#### [Set task]
Repeat each record below exactly, dropping the pictures.

#### [Data to process]
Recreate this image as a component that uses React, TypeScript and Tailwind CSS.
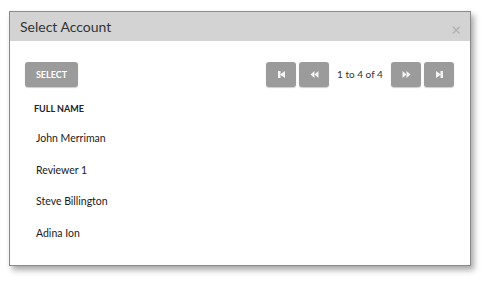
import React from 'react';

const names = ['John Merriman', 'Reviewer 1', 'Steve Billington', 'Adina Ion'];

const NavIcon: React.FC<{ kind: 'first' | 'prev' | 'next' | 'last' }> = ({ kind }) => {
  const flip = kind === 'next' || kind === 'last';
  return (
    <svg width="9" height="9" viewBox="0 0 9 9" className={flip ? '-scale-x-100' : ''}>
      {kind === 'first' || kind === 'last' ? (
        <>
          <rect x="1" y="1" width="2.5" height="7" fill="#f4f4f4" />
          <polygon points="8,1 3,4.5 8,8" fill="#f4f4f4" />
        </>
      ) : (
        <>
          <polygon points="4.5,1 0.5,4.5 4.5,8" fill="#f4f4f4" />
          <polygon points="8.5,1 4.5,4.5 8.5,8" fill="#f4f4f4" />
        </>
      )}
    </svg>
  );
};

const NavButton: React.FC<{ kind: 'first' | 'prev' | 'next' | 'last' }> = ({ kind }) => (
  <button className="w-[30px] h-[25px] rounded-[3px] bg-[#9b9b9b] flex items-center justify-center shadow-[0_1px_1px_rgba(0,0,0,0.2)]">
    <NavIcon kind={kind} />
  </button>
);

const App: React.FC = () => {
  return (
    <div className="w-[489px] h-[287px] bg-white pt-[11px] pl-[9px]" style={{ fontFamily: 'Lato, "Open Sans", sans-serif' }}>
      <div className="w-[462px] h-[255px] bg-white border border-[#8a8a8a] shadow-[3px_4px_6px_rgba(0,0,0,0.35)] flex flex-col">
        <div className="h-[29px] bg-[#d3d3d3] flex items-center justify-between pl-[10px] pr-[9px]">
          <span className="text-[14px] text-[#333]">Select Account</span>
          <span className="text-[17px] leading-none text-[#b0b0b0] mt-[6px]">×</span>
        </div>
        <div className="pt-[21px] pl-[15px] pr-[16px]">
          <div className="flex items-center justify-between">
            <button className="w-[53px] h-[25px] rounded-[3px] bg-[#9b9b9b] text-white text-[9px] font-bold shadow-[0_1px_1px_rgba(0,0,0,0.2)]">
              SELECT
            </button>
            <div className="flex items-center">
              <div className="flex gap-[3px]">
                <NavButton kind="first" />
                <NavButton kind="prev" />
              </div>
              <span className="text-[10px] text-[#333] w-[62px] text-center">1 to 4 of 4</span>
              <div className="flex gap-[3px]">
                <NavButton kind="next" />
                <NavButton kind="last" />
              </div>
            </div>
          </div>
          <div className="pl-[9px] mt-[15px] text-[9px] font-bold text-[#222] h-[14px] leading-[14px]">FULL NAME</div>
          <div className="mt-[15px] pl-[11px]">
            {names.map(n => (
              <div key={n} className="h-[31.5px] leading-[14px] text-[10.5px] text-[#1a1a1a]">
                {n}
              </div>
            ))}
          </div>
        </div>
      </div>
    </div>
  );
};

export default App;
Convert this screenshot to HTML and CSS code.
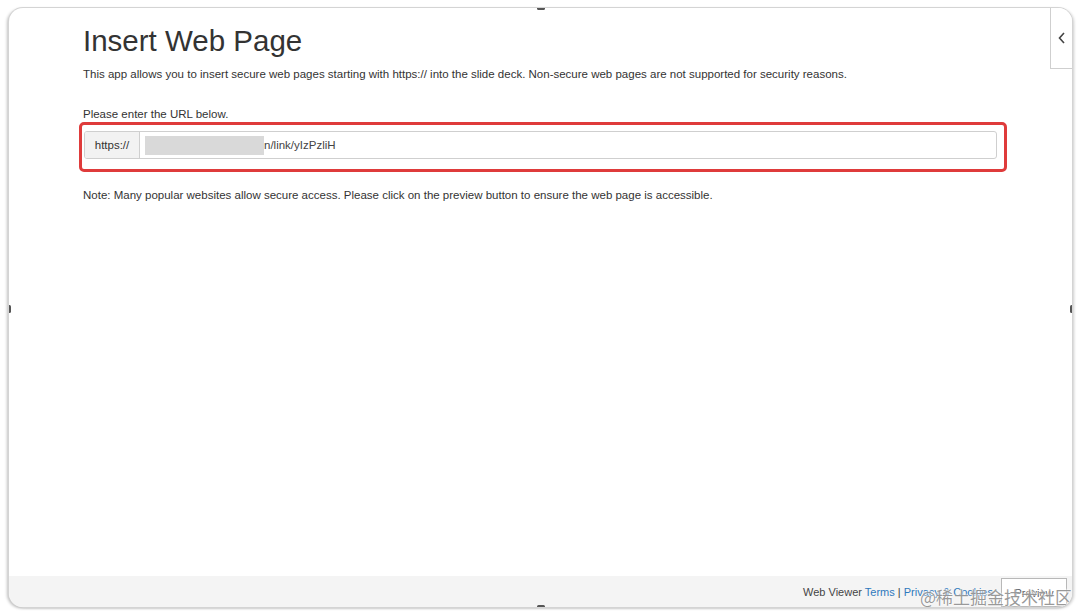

#### [Problem solution]
Recreate this image as a component that uses React, TypeScript and Tailwind CSS.
import React from 'react';

const names = ['John Merriman', 'Reviewer 1', 'Steve Billington', 'Adina Ion'];

const NavIcon: React.FC<{ kind: 'first' | 'prev' | 'next' | 'last' }> = ({ kind }) => {
  const flip = kind === 'next' || kind === 'last';
  return (
    <svg width="9" height="9" viewBox="0 0 9 9" className={flip ? '-scale-x-100' : ''}>
      {kind === 'first' || kind === 'last' ? (
        <>
          <rect x="1" y="1" width="2.5" height="7" fill="#f4f4f4" />
          <polygon points="8,1 3,4.5 8,8" fill="#f4f4f4" />
        </>
      ) : (
        <>
          <polygon points="4.5,1 0.5,4.5 4.5,8" fill="#f4f4f4" />
          <polygon points="8.5,1 4.5,4.5 8.5,8" fill="#f4f4f4" />
        </>
      )}
    </svg>
  );
};

const NavButton: React.FC<{ kind: 'first' | 'prev' | 'next' | 'last' }> = ({ kind }) => (
  <button className="w-[30px] h-[25px] rounded-[3px] bg-[#9b9b9b] flex items-center justify-center shadow-[0_1px_1px_rgba(0,0,0,0.2)]">
    <NavIcon kind={kind} />
  </button>
);

const App: React.FC = () => {
  return (
    <div className="w-[489px] h-[287px] bg-white pt-[11px] pl-[9px]" style={{ fontFamily: 'Lato, "Open Sans", sans-serif' }}>
      <div className="w-[462px] h-[255px] bg-white border border-[#8a8a8a] shadow-[3px_4px_6px_rgba(0,0,0,0.35)] flex flex-col">
        <div className="h-[29px] bg-[#d3d3d3] flex items-center justify-between pl-[10px] pr-[9px]">
          <span className="text-[14px] text-[#333]">Select Account</span>
          <span className="text-[17px] leading-none text-[#b0b0b0] mt-[6px]">×</span>
        </div>
        <div className="pt-[21px] pl-[15px] pr-[16px]">
          <div className="flex items-center justify-between">
            <button className="w-[53px] h-[25px] rounded-[3px] bg-[#9b9b9b] text-white text-[9px] font-bold shadow-[0_1px_1px_rgba(0,0,0,0.2)]">
              SELECT
            </button>
            <div className="flex items-center">
              <div className="flex gap-[3px]">
                <NavButton kind="first" />
                <NavButton kind="prev" />
              </div>
              <span className="text-[10px] text-[#333] w-[62px] text-center">1 to 4 of 4</span>
              <div className="flex gap-[3px]">
                <NavButton kind="next" />
                <NavButton kind="last" />
              </div>
            </div>
          </div>
          <div className="pl-[9px] mt-[15px] text-[9px] font-bold text-[#222] h-[14px] leading-[14px]">FULL NAME</div>
          <div className="mt-[15px] pl-[11px]">
            {names.map(n => (
              <div key={n} className="h-[31.5px] leading-[14px] text-[10.5px] text-[#1a1a1a]">
                {n}
              </div>
            ))}
          </div>
        </div>
      </div>
    </div>
  );
};

export default App;
Convert this screenshot to HTML and CSS code.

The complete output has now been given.